2018-01-01

The state of automated testing in Drupal 8

Drupal 8
Automated Testing
Rant
PHP

UPDATE 2018-01-07: I made a mistake when running the Drupal core tests, resulting in incorrect data. My bad. Corrected data below.

3 years ago, I wrote a series of blog posts about adopting new practices for writing better automated tests in Drupal 7. Now, with Drupal 8.5 getting finalized, and the project having embraced standards like PHPUnit and dependency injection, I thought it was time to look at how we, as a community, have evolved in our practice of writing tests.

Why automated tests matter

There are many reasons projects benefit from automated tests, but in my opinion, the single most important aspect is confidence.

For the development team, confidence that what is shipped works, confidence that that last major refactoring didn't break anything, confidence that the new features added are compatible.

For organizations that have to choose a framework, confidence that the work is well done, and future releases are likely to remain stable.

For larger projects like Drupal, which receive contributions from people outside the core team, confidence that this new patch from a new community member actually works, and doesn't break anything.

Personally, as a professional, I have come to rely on tests so much, that I strongly dislike working on projects that don't have any. Of course, I'm not talking about your typical news website, or blog; those fare well enough without tests.
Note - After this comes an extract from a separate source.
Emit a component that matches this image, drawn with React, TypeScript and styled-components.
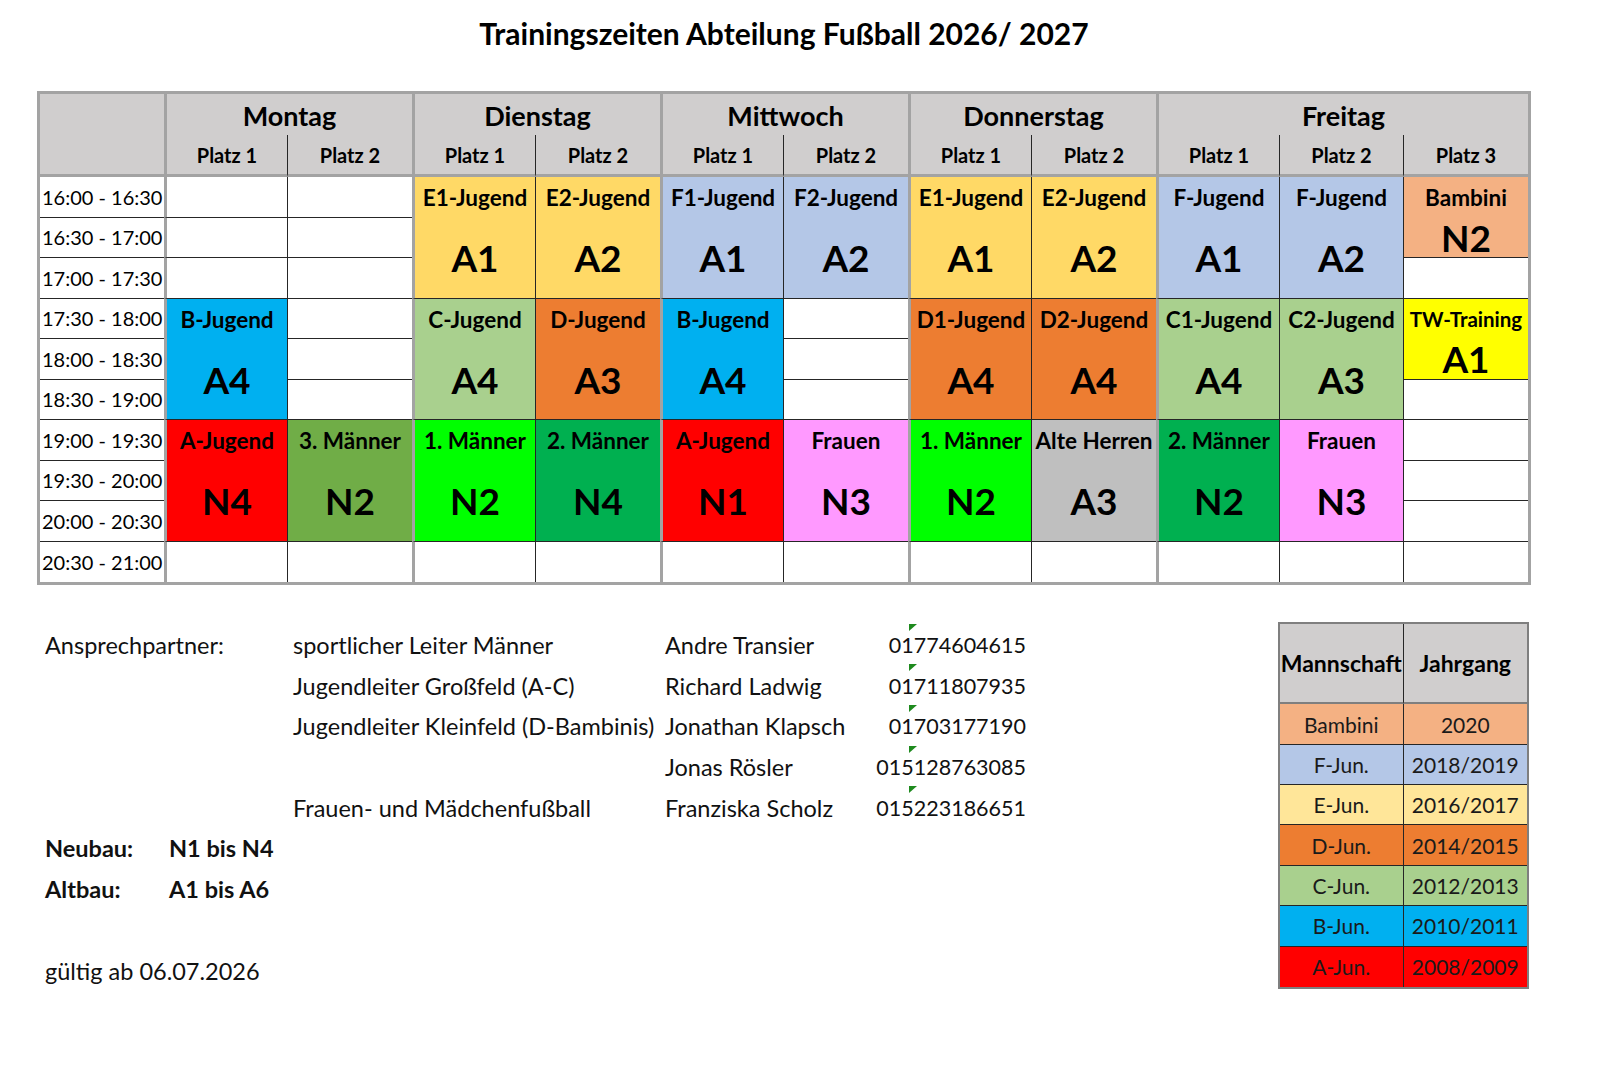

No, I'm talking about websites with complex functionality, like intranet sites or web applications. When deployment day comes around, it can be nerve wracking to push “unstable” projects to production. “What might break this time?” Running a suite of tests with +95% coverage prior to deployment, on the other hand, gives a team confidence. So much, in fact, that more and more major companies get into the practice of deploying to production several times per day.
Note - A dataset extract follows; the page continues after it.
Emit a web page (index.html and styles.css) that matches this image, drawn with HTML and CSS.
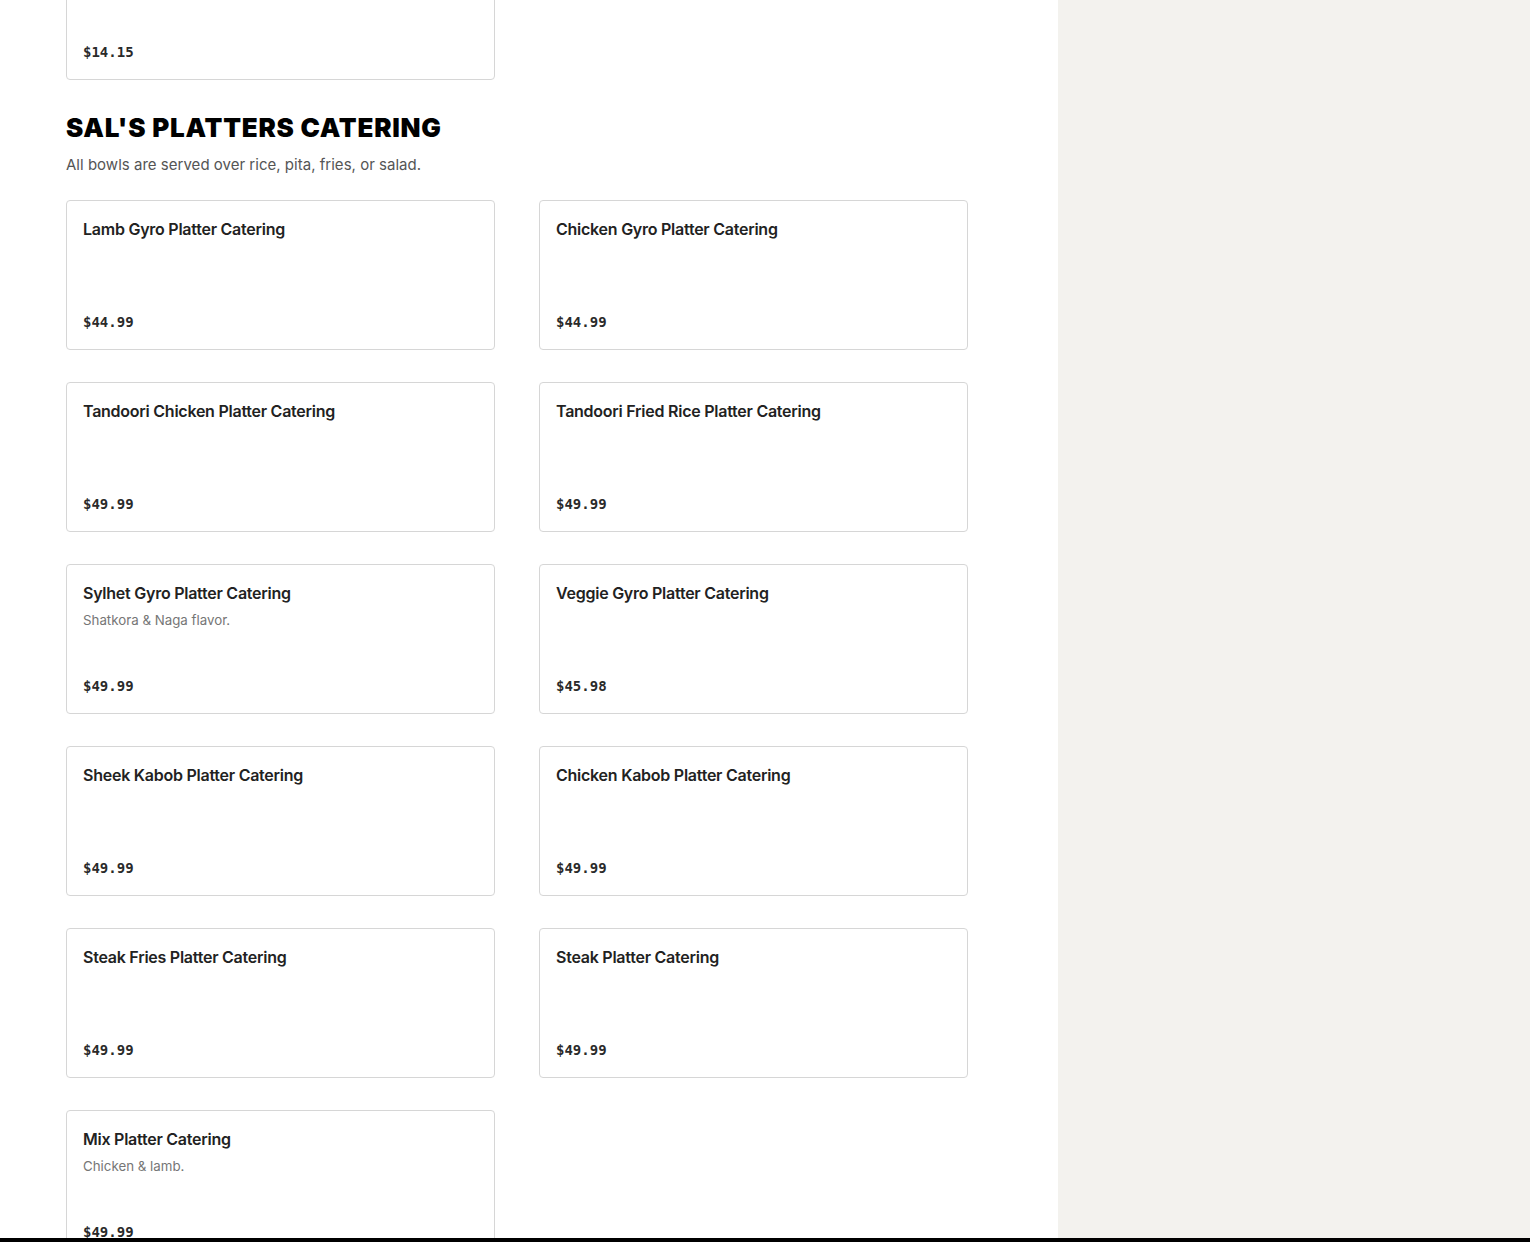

Unfortunately for us, Drupal developers, ...

Testing Drupal projects is hard

And, if you've never done Drupal 7 or earlier testing, believe me: it used to be much worse. The fact is, Drupal is an incredibly complex beast, and it's architecture means that testing can be very complicated indeed. Not only that, the time it takes to run these tests tends to be much higher than for other PHP projects, further discouraging programmers from writing them—whether upfront, or at all.

The Drupal core team, as a whole, doesn't really help here, unfortunately. Although Drupal 8 has a very impressive set of tests, one cannot say that it's exemplary either.

Consider this small experiment, which compares running the entire Symfony 4 Framework test suite with running Drupal 8.5.x's suite. I'm running these on a brand new Macbook Pro (2017, 4 CPUs, 16Gb of RAM, using SSDs), using PHP 7.1.4. I purposefully disabled all other non-critical software running on my Mac during the tests, so nothing would slow it down.

Symfony 4

I used the following command to run the tests:

time ./phpunit

This not only runs the tests, but gets a more accurate measurement of the total amount of time it takes to run them.

Here's PHPUnit's output:

Time: 2.71 minutes, Memory: 522.25MB
Tests: 23401, Assertions: 43504, Errors: 13, Failures: 2, Skipped: 2615, Incomplete: 8

Here's the actual time measurement:

real   2m43.190s
user    2m2.076s
sys     0m17.604s

So, running the entire suite takes approximately 2m 43s. I ran these on the latest master-dev, which likely explains the 15 errors, a small thing to fix. There were also 2'615 skipped tests. This is a lot, but negligible when considering there are 23'401 tests total. They mostly concern tests using services that I didn't have running on my Mac when launching the tests (like LDAP, Redis, etc).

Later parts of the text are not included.